▸ Data to use:
+++

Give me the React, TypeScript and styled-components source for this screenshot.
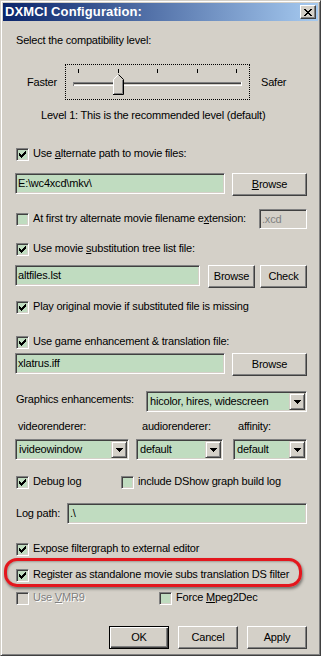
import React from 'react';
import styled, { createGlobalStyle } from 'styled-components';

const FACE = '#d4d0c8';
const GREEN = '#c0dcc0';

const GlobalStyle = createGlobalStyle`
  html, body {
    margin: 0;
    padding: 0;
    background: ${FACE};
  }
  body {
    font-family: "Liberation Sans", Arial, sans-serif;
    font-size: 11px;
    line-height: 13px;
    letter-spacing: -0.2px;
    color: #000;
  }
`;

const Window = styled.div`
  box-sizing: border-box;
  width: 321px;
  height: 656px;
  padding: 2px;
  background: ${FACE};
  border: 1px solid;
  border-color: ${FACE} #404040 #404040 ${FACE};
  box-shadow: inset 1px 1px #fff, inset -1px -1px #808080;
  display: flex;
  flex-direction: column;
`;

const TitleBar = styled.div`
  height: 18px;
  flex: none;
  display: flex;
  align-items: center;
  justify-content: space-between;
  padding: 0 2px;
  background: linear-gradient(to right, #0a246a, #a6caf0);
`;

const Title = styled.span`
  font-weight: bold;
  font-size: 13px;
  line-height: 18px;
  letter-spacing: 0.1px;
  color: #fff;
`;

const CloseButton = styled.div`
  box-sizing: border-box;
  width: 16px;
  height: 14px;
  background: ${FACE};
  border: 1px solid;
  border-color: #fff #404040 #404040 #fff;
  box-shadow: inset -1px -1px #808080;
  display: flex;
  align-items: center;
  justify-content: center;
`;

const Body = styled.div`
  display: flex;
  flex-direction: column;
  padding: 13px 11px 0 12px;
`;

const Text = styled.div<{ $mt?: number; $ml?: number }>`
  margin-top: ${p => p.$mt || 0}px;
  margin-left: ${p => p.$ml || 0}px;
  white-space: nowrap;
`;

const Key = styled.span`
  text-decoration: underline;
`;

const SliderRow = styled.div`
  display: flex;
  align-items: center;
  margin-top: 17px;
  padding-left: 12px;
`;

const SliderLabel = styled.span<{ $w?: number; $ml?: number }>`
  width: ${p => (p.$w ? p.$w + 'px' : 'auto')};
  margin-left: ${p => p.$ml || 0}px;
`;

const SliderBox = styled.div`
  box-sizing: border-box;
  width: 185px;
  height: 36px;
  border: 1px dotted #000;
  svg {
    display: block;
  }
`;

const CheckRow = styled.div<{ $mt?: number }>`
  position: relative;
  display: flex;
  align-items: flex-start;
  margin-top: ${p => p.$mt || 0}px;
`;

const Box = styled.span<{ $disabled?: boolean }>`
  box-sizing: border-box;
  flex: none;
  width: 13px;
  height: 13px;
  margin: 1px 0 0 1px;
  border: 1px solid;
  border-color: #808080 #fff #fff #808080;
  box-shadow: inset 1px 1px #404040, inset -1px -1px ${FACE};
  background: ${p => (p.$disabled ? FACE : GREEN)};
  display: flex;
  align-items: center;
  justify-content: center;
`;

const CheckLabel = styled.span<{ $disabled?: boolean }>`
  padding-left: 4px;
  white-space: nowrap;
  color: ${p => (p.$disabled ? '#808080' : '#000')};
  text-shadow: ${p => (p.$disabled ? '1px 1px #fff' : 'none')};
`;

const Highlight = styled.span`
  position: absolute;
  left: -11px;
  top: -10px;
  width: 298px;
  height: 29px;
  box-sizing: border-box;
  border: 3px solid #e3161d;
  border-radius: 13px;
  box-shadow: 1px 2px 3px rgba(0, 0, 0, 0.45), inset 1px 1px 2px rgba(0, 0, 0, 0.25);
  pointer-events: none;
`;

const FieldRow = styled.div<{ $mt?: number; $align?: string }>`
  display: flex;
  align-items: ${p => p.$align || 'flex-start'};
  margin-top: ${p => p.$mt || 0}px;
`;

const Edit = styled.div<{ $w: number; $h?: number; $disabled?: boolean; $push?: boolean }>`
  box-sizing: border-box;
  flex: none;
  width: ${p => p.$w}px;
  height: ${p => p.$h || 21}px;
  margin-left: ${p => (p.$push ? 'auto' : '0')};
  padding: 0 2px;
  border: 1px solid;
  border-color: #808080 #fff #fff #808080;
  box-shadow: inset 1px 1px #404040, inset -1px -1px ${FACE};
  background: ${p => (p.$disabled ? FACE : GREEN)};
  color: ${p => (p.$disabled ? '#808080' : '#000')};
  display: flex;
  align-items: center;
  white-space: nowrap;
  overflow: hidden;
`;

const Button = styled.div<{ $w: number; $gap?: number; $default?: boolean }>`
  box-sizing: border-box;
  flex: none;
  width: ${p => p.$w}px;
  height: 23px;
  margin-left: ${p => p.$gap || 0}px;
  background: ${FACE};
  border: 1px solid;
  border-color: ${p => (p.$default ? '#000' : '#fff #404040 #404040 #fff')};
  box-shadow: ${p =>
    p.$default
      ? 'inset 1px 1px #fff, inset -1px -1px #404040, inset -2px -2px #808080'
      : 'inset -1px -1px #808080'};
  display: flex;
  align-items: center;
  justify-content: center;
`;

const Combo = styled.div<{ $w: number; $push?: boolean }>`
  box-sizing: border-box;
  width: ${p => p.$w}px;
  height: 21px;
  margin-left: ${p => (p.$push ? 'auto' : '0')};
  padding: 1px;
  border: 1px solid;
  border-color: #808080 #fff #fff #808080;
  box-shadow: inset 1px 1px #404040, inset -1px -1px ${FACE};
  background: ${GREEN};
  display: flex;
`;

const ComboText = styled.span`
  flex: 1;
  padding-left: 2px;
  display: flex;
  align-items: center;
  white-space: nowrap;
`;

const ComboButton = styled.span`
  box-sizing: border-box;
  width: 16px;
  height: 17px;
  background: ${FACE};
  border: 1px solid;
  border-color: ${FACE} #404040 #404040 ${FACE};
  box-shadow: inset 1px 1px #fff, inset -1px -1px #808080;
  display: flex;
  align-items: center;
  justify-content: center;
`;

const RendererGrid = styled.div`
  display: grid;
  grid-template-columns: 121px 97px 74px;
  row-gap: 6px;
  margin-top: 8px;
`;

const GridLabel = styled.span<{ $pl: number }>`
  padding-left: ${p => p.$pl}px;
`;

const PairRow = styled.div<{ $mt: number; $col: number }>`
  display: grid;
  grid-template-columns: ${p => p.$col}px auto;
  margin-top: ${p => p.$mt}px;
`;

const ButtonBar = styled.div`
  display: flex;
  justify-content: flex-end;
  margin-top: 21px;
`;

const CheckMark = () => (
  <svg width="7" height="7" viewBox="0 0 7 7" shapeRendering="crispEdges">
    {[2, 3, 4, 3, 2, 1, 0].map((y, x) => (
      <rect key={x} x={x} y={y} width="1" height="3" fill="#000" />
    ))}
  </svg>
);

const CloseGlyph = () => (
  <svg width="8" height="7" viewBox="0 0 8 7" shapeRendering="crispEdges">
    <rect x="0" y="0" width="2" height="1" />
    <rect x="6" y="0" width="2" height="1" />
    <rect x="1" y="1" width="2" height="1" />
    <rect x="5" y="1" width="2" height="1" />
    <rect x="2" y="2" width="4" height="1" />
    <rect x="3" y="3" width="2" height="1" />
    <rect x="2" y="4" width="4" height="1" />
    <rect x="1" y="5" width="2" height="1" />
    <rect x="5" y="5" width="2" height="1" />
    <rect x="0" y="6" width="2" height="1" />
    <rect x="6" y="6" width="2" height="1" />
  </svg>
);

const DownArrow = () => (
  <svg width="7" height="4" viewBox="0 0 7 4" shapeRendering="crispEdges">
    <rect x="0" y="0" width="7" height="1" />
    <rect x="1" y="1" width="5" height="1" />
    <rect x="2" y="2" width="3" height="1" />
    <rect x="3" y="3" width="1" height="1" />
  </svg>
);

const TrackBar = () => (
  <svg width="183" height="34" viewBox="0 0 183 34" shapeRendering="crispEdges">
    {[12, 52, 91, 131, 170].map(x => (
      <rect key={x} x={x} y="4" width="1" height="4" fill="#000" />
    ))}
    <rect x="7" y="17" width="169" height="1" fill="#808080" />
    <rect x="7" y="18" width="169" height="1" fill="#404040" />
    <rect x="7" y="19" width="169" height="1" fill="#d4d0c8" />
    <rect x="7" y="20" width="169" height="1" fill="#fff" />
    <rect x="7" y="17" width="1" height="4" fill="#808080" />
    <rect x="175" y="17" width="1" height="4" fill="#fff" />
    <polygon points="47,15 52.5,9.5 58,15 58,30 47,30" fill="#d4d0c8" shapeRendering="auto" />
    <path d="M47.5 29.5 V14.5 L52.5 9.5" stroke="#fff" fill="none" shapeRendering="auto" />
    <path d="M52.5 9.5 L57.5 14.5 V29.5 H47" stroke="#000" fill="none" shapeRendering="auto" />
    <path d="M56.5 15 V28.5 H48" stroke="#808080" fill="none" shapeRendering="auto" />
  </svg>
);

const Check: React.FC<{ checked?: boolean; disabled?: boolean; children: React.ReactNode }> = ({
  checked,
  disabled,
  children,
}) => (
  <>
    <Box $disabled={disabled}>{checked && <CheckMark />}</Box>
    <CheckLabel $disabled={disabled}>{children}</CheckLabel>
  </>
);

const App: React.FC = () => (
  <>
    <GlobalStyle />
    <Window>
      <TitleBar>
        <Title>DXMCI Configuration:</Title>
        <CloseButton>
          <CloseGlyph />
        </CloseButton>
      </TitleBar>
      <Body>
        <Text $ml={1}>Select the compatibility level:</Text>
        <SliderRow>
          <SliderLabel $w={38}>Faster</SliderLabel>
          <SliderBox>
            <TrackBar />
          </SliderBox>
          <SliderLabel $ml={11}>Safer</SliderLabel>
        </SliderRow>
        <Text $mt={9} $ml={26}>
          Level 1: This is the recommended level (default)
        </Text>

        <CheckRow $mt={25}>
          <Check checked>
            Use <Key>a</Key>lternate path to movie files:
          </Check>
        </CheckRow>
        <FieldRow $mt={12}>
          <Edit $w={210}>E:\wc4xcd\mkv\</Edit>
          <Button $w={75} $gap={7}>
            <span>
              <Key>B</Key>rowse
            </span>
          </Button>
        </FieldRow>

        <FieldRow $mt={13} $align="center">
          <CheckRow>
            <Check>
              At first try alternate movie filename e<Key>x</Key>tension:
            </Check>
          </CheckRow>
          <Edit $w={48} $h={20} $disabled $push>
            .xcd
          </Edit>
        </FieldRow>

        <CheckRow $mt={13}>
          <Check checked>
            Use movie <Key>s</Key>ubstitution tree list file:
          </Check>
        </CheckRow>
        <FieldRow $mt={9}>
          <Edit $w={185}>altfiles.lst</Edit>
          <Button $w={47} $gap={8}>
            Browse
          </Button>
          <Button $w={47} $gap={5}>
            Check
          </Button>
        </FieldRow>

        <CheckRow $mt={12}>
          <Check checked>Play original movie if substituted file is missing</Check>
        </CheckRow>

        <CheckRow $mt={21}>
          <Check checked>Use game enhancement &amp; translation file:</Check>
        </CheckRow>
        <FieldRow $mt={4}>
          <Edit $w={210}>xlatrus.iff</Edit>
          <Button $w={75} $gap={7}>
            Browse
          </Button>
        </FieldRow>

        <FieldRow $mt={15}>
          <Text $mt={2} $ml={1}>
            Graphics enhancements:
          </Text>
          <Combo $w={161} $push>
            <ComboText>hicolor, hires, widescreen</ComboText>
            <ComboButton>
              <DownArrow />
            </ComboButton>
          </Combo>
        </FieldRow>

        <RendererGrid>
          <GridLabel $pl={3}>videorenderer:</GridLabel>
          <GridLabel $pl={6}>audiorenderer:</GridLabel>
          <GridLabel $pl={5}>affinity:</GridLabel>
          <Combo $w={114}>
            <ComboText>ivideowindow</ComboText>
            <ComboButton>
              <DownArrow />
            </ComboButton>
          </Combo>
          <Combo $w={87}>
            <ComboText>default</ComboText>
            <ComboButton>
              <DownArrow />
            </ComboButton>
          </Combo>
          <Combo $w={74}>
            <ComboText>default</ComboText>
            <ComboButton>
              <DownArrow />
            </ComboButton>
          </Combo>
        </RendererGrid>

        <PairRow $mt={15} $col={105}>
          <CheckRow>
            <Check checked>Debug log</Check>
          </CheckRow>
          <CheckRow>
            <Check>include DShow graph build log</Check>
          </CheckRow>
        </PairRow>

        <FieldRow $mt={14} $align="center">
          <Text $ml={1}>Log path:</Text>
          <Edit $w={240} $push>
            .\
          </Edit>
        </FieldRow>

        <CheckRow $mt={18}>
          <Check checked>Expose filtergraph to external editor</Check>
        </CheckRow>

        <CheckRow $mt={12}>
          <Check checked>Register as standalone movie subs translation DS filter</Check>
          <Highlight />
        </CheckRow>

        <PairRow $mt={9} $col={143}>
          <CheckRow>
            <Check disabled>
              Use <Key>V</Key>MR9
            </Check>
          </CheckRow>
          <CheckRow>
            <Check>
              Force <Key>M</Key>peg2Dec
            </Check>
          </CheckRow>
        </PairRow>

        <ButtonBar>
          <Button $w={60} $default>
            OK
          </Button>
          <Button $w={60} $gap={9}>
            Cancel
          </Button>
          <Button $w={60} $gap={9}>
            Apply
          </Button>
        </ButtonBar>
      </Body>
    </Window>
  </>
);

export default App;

+++

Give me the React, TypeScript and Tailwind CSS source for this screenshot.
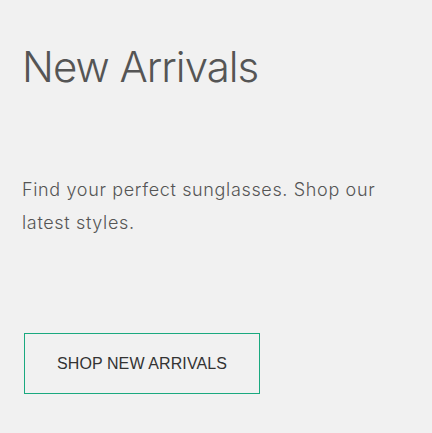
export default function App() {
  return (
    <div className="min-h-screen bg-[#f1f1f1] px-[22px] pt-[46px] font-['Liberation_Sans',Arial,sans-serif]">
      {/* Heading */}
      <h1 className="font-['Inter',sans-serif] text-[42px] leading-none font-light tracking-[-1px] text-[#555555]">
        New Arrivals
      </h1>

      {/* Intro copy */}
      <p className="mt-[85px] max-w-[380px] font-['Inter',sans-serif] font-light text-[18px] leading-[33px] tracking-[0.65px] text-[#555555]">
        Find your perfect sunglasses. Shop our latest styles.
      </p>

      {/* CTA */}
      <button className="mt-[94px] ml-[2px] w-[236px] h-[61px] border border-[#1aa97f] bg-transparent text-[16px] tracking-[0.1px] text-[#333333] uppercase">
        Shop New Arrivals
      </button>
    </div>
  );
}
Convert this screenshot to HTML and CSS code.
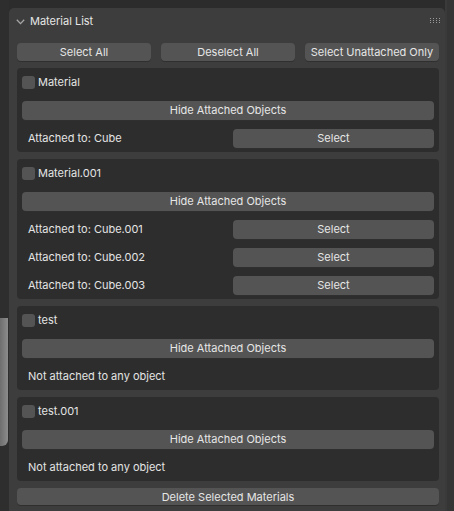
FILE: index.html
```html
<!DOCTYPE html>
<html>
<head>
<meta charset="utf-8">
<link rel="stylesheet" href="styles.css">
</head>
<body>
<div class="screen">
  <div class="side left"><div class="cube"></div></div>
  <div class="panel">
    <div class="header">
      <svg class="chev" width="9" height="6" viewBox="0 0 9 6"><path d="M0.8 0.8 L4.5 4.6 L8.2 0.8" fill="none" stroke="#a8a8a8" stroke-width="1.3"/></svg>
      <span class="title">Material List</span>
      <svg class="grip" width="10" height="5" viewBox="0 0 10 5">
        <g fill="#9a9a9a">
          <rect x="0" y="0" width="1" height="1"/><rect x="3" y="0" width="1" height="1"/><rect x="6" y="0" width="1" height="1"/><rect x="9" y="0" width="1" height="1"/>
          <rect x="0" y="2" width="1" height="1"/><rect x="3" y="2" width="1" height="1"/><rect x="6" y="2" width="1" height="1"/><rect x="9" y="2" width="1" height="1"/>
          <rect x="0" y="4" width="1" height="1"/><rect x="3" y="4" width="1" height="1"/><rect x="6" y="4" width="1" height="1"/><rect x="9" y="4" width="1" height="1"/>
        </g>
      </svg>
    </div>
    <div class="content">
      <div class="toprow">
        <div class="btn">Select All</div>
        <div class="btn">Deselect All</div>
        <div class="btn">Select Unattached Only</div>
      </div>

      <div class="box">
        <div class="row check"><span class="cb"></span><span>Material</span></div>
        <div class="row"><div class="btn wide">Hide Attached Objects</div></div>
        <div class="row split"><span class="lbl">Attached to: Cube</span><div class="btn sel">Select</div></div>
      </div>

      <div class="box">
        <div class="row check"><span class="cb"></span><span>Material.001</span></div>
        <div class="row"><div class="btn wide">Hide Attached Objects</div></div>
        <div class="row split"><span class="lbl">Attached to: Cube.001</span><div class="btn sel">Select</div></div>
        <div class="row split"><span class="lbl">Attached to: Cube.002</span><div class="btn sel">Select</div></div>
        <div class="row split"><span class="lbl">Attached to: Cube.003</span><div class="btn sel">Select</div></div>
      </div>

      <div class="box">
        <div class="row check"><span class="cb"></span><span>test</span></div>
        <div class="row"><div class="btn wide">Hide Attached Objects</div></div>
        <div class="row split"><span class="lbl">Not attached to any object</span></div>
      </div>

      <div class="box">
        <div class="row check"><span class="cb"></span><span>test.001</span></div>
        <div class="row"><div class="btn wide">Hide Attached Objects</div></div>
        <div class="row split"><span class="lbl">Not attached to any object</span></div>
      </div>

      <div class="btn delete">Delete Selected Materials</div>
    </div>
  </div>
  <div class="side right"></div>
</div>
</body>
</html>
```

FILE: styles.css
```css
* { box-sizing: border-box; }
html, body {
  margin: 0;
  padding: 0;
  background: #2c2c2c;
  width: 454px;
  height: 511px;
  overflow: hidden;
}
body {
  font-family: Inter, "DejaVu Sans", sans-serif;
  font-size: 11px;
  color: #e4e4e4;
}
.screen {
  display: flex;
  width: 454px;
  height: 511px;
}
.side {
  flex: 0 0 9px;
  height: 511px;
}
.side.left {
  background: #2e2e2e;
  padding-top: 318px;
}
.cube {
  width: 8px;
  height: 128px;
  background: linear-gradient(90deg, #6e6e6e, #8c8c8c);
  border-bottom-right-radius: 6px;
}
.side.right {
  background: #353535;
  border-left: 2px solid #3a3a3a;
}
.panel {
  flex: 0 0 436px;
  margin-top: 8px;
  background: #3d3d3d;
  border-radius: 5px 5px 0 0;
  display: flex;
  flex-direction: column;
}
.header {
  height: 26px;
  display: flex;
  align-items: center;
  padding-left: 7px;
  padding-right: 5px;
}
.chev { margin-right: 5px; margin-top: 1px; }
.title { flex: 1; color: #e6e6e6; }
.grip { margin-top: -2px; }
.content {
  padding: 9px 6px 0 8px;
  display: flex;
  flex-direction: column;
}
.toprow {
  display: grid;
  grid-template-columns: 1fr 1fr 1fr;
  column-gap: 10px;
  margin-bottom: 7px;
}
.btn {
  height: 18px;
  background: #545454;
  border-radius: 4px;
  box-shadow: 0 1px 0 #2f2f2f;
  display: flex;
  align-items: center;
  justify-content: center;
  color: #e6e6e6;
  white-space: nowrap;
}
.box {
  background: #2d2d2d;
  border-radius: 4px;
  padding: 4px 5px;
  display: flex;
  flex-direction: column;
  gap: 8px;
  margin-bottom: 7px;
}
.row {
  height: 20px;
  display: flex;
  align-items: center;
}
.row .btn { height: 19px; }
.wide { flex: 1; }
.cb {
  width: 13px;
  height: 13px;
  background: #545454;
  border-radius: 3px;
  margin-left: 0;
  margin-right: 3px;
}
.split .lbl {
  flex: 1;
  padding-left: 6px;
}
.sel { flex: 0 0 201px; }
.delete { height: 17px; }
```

+++

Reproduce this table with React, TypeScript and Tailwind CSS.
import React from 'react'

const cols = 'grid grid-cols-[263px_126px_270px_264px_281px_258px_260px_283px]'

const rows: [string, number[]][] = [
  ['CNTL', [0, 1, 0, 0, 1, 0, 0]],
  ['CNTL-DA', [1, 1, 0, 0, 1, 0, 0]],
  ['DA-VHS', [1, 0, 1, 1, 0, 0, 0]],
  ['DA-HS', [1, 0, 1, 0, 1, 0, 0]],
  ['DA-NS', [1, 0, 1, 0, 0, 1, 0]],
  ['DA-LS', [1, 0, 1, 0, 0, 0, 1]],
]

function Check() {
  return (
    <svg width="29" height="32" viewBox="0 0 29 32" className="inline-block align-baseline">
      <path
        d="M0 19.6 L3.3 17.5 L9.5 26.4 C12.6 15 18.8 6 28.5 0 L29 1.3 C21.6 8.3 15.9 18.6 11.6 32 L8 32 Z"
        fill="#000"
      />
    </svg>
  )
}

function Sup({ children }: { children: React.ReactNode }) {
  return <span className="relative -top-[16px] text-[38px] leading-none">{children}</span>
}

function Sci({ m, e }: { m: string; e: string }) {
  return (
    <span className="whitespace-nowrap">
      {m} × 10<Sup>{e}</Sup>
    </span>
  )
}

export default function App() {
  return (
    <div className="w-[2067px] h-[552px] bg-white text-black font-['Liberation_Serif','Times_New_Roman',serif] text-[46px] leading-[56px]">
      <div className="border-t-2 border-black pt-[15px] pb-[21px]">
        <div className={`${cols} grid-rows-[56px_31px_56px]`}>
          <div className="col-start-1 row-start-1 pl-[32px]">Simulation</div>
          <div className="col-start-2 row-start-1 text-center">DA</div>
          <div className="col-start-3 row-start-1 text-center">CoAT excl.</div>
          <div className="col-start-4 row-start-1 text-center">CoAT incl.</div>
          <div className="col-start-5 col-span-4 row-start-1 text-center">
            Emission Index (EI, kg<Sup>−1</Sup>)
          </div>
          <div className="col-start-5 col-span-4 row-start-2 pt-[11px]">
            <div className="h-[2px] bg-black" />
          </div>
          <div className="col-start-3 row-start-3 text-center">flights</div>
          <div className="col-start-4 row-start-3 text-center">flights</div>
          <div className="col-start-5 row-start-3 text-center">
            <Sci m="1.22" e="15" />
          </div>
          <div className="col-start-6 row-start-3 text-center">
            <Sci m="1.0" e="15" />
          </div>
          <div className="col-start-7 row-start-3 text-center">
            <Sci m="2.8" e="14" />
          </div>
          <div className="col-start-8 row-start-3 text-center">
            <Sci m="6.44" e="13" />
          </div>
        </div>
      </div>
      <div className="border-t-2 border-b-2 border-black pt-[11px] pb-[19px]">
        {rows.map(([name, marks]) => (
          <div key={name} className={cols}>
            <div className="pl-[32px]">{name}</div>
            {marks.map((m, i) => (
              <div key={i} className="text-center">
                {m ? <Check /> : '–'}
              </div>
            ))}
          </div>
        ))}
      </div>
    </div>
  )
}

+++

Beginning with the line above that contains "Give me the React, TypeScript and styled-components" and finishing with the line that contains "const GREEN = '#c0dcc0';", print those lines exactly and only. Skip all pictures.

Give me the React, TypeScript and styled-components source for this screenshot.
import React from 'react';
import styled, { createGlobalStyle } from 'styled-components';

const FACE = '#d4d0c8';
const GREEN = '#c0dcc0';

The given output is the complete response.